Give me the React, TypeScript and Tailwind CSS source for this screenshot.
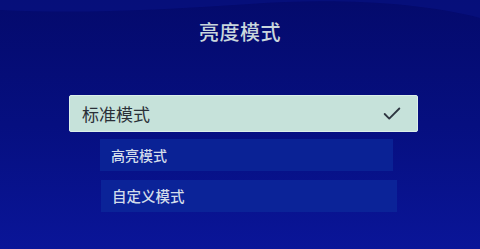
import { Check } from "lucide-react";

const cjk = { fontFamily: '"Noto Sans CJK SC", "Noto Sans", sans-serif' };

export default function App() {
  return (
    <div
      className="relative w-full h-[249px] overflow-hidden bg-gradient-to-b from-[#040a6c] via-[#060f80] to-[#0a1598]"
      style={cjk}
    >
      {/* top wave band */}
      <svg className="absolute top-0 left-0 w-full h-[40px]" viewBox="0 0 480 40" preserveAspectRatio="none">
        <path d="M0 0 H480 V18 C420 2 330 -2 250 4 C160 10 80 14 0 10 Z" fill="#07107e" opacity="0.8" />
      </svg>

      <div className="relative flex flex-col">
        <h1 className="mt-[19px] text-center text-[20px] leading-[26px] font-medium text-[#c9d6dc] tracking-[0.5px]">
          亮度模式
        </h1>

        <div className="mt-[50px] ml-[69px] w-[349px] h-[37px] rounded-[2px] bg-[#c6e2da] border border-[#dcefea] flex items-center justify-between pl-[12px] pr-[14px]">
          <span className="text-[17px] text-[#2a3038]">标准模式</span>
          <Check className="w-[22px] h-[22px] text-[#2e3640]" strokeWidth={2} />
        </div>

        <div className="mt-[7px] ml-[100px] w-[293px] h-[32px] bg-[#0a2295] flex items-center pl-[11px]">
          <span className="text-[14px] font-medium text-[#d2dcea]">高亮模式</span>
        </div>

        <div className="mt-[9px] ml-[101px] w-[296px] h-[32px] bg-[#0b2398] flex items-center pl-[11px]">
          <span className="text-[14.5px] font-medium text-[#d2dcea]">自定义模式</span>
        </div>
      </div>
    </div>
  );
}
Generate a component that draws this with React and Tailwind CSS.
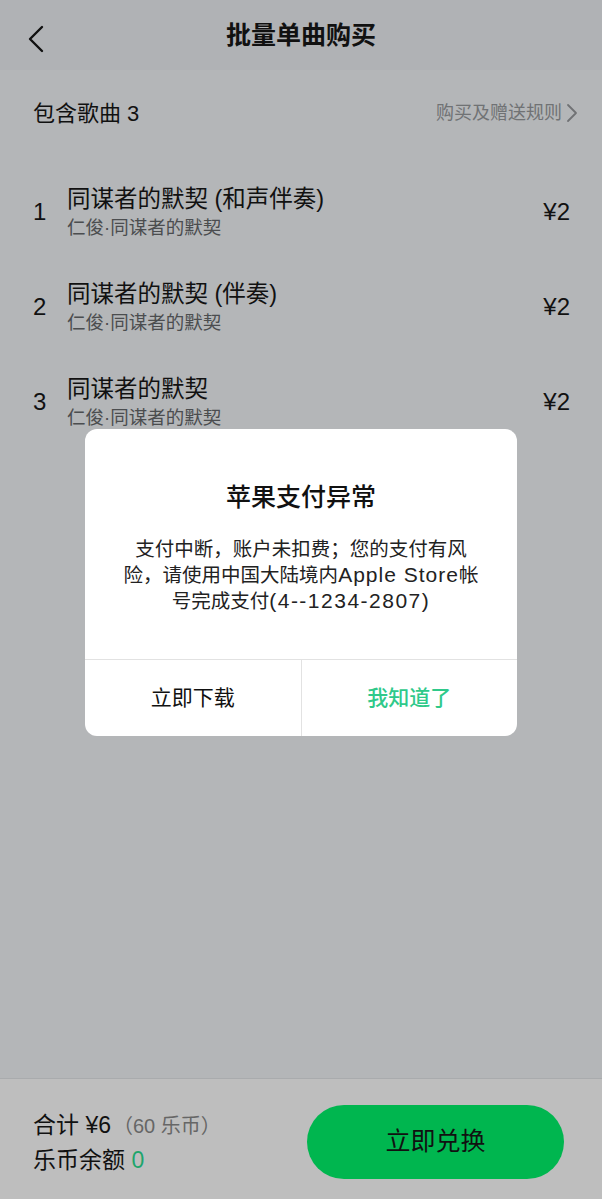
const font = { fontFamily: '"Liberation Sans", "Noto Sans CJK SC", sans-serif' }

const songs = [
  { no: 1, title: '同谋者的默契 (和声伴奏)', sub: '仁俊·同谋者的默契' },
  { no: 2, title: '同谋者的默契 (伴奏)', sub: '仁俊·同谋者的默契' },
  { no: 3, title: '同谋者的默契', sub: '仁俊·同谋者的默契' },
]

function SongRow({ song }) {
  return (
    <div className="flex h-[95px] items-center pl-[33px] pr-[32px]">
      <div className="w-[34px] text-[24px] leading-none text-[#111]">{song.no}</div>
      <div className="flex flex-1 flex-col">
        <div className="text-[23.5px] leading-[30px] text-[#111]">{song.title}</div>
        <div className="mt-[2px] text-[18.5px] leading-[24px] text-[#4b4d4f]">{song.sub}</div>
      </div>
      <div className="text-[24px] leading-none text-[#111]">¥2</div>
    </div>
  )
}

export default function App() {
  return (
    <div style={font} className="relative flex h-[1199px] w-[602px] flex-col overflow-hidden bg-[#b4b6b8]">
      <header className="relative flex h-[70px] items-center justify-center bg-[#b0b2b5]">
        <svg className="absolute left-[27px] top-[25px]" width="18" height="28" viewBox="0 0 18 28" fill="none">
          <path d="M15 2 L3 14 L15 26" stroke="#111" strokeWidth="2.4" strokeLinecap="round" strokeLinejoin="round" />
        </svg>
        <h1 className="text-[25px] font-bold leading-none text-[#111]">批量单曲购买</h1>
      </header>

      <main className="flex-1">
        <div className="flex h-[86px] items-center justify-between pl-[33px] pr-[24px]">
          <div className="text-[22px] text-[#111]">包含歌曲 3</div>
          <div className="flex items-center gap-[4px] text-[18px] text-[#707274]">
            购买及赠送规则
            <svg width="12" height="20" viewBox="0 0 12 20" fill="none">
              <path d="M2 2 L10 10 L2 18" stroke="#707274" strokeWidth="1.8" strokeLinecap="round" strokeLinejoin="round" />
            </svg>
          </div>
        </div>
        <div className="mt-[8px]">
          {songs.map((s) => (
            <SongRow key={s.no} song={s} />
          ))}
        </div>
      </main>

      <footer className="flex h-[121px] items-center justify-between border-t border-[#a9abad] bg-[#bebebe] pl-[33px] pr-[38px] pt-[6px]">
        <div className="flex flex-col gap-[4px]">
          <div className="flex items-baseline text-[23px] leading-[30px] text-[#111]">
            合计 ¥6
            <span className="ml-[2px] text-[20px] text-[#666]">（60 乐币）</span>
          </div>
          <div className="text-[23px] leading-[30px] text-[#111]">
            乐币余额 <span className="text-[#1ea56c]">0</span>
          </div>
        </div>
        <button className="flex h-[74px] w-[257px] items-center justify-center rounded-full bg-[#00b64f] text-[25px] text-[#111]">
          立即兑换
        </button>
      </footer>

      <div className="absolute left-[85px] top-[429px] w-[432px] overflow-hidden rounded-[12px] bg-white">
        <div className="flex h-[230px] flex-col items-center pt-[52px]">
          <div className="text-[25px] font-medium leading-[32px] text-[#111]">苹果支付异常</div>
          <p className="mt-[23px] text-center text-[19.5px] leading-[26px] text-[#222]">
            支付中断，账户未扣费；您的支付有风
            <br />
            险，请使用中国大陆境内<span className="text-[21px] tracking-[1px]">Apple Store</span>帐
            <br />
            号完成支付<span className="text-[21px] tracking-[1.5px]">(4--1234-2807)</span>
          </p>
        </div>
        <div className="flex h-[77px] border-t border-[#e2e2e2]">
          <button className="flex-1 text-[21px] text-[#111]">立即下载</button>
          <div className="w-px bg-[#e2e2e2]" />
          <button className="flex-1 text-[21px] font-medium text-[#2fc98a]">我知道了</button>
        </div>
      </div>
    </div>
  )
}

++++++

STATED PROBLEM: Do not include images; quote all of the entries above exactly.

EXERCISE OUTPUT:
Give me the React, TypeScript and Tailwind CSS source for this screenshot.
import { Check } from "lucide-react";

const cjk = { fontFamily: '"Noto Sans CJK SC", "Noto Sans", sans-serif' };

export default function App() {
  return (
    <div
      className="relative w-full h-[249px] overflow-hidden bg-gradient-to-b from-[#040a6c] via-[#060f80] to-[#0a1598]"
      style={cjk}
    >
      {/* top wave band */}
      <svg className="absolute top-0 left-0 w-full h-[40px]" viewBox="0 0 480 40" preserveAspectRatio="none">
        <path d="M0 0 H480 V18 C420 2 330 -2 250 4 C160 10 80 14 0 10 Z" fill="#07107e" opacity="0.8" />
      </svg>

      <div className="relative flex flex-col">
        <h1 className="mt-[19px] text-center text-[20px] leading-[26px] font-medium text-[#c9d6dc] tracking-[0.5px]">
          亮度模式
        </h1>

        <div className="mt-[50px] ml-[69px] w-[349px] h-[37px] rounded-[2px] bg-[#c6e2da] border border-[#dcefea] flex items-center justify-between pl-[12px] pr-[14px]">
          <span className="text-[17px] text-[#2a3038]">标准模式</span>
          <Check className="w-[22px] h-[22px] text-[#2e3640]" strokeWidth={2} />
        </div>

        <div className="mt-[7px] ml-[100px] w-[293px] h-[32px] bg-[#0a2295] flex items-center pl-[11px]">
          <span className="text-[14px] font-medium text-[#d2dcea]">高亮模式</span>
        </div>

        <div className="mt-[9px] ml-[101px] w-[296px] h-[32px] bg-[#0b2398] flex items-center pl-[11px]">
          <span className="text-[14.5px] font-medium text-[#d2dcea]">自定义模式</span>
        </div>
      </div>
    </div>
  );
}
Generate a component that draws this with React and Tailwind CSS.
const font = { fontFamily: '"Liberation Sans", "Noto Sans CJK SC", sans-serif' }

const songs = [
  { no: 1, title: '同谋者的默契 (和声伴奏)', sub: '仁俊·同谋者的默契' },
  { no: 2, title: '同谋者的默契 (伴奏)', sub: '仁俊·同谋者的默契' },
  { no: 3, title: '同谋者的默契', sub: '仁俊·同谋者的默契' },
]

function SongRow({ song }) {
  return (
    <div className="flex h-[95px] items-center pl-[33px] pr-[32px]">
      <div className="w-[34px] text-[24px] leading-none text-[#111]">{song.no}</div>
      <div className="flex flex-1 flex-col">
        <div className="text-[23.5px] leading-[30px] text-[#111]">{song.title}</div>
        <div className="mt-[2px] text-[18.5px] leading-[24px] text-[#4b4d4f]">{song.sub}</div>
      </div>
      <div className="text-[24px] leading-none text-[#111]">¥2</div>
    </div>
  )
}

export default function App() {
  return (
    <div style={font} className="relative flex h-[1199px] w-[602px] flex-col overflow-hidden bg-[#b4b6b8]">
      <header className="relative flex h-[70px] items-center justify-center bg-[#b0b2b5]">
        <svg className="absolute left-[27px] top-[25px]" width="18" height="28" viewBox="0 0 18 28" fill="none">
          <path d="M15 2 L3 14 L15 26" stroke="#111" strokeWidth="2.4" strokeLinecap="round" strokeLinejoin="round" />
        </svg>
        <h1 className="text-[25px] font-bold leading-none text-[#111]">批量单曲购买</h1>
      </header>

      <main className="flex-1">
        <div className="flex h-[86px] items-center justify-between pl-[33px] pr-[24px]">
          <div className="text-[22px] text-[#111]">包含歌曲 3</div>
          <div className="flex items-center gap-[4px] text-[18px] text-[#707274]">
            购买及赠送规则
            <svg width="12" height="20" viewBox="0 0 12 20" fill="none">
              <path d="M2 2 L10 10 L2 18" stroke="#707274" strokeWidth="1.8" strokeLinecap="round" strokeLinejoin="round" />
            </svg>
          </div>
        </div>
        <div className="mt-[8px]">
          {songs.map((s) => (
            <SongRow key={s.no} song={s} />
          ))}
        </div>
      </main>

      <footer className="flex h-[121px] items-center justify-between border-t border-[#a9abad] bg-[#bebebe] pl-[33px] pr-[38px] pt-[6px]">
        <div className="flex flex-col gap-[4px]">
          <div className="flex items-baseline text-[23px] leading-[30px] text-[#111]">
            合计 ¥6
            <span className="ml-[2px] text-[20px] text-[#666]">（60 乐币）</span>
          </div>
          <div className="text-[23px] leading-[30px] text-[#111]">
            乐币余额 <span className="text-[#1ea56c]">0</span>
          </div>
        </div>
        <button className="flex h-[74px] w-[257px] items-center justify-center rounded-full bg-[#00b64f] text-[25px] text-[#111]">
          立即兑换
        </button>
      </footer>

      <div className="absolute left-[85px] top-[429px] w-[432px] overflow-hidden rounded-[12px] bg-white">
        <div className="flex h-[230px] flex-col items-center pt-[52px]">
          <div className="text-[25px] font-medium leading-[32px] text-[#111]">苹果支付异常</div>
          <p className="mt-[23px] text-center text-[19.5px] leading-[26px] text-[#222]">
            支付中断，账户未扣费；您的支付有风
            <br />
            险，请使用中国大陆境内<span className="text-[21px] tracking-[1px]">Apple Store</span>帐
            <br />
            号完成支付<span className="text-[21px] tracking-[1.5px]">(4--1234-2807)</span>
          </p>
        </div>
        <div className="flex h-[77px] border-t border-[#e2e2e2]">
          <button className="flex-1 text-[21px] text-[#111]">立即下载</button>
          <div className="w-px bg-[#e2e2e2]" />
          <button className="flex-1 text-[21px] font-medium text-[#2fc98a]">我知道了</button>
        </div>
      </div>
    </div>
  )
}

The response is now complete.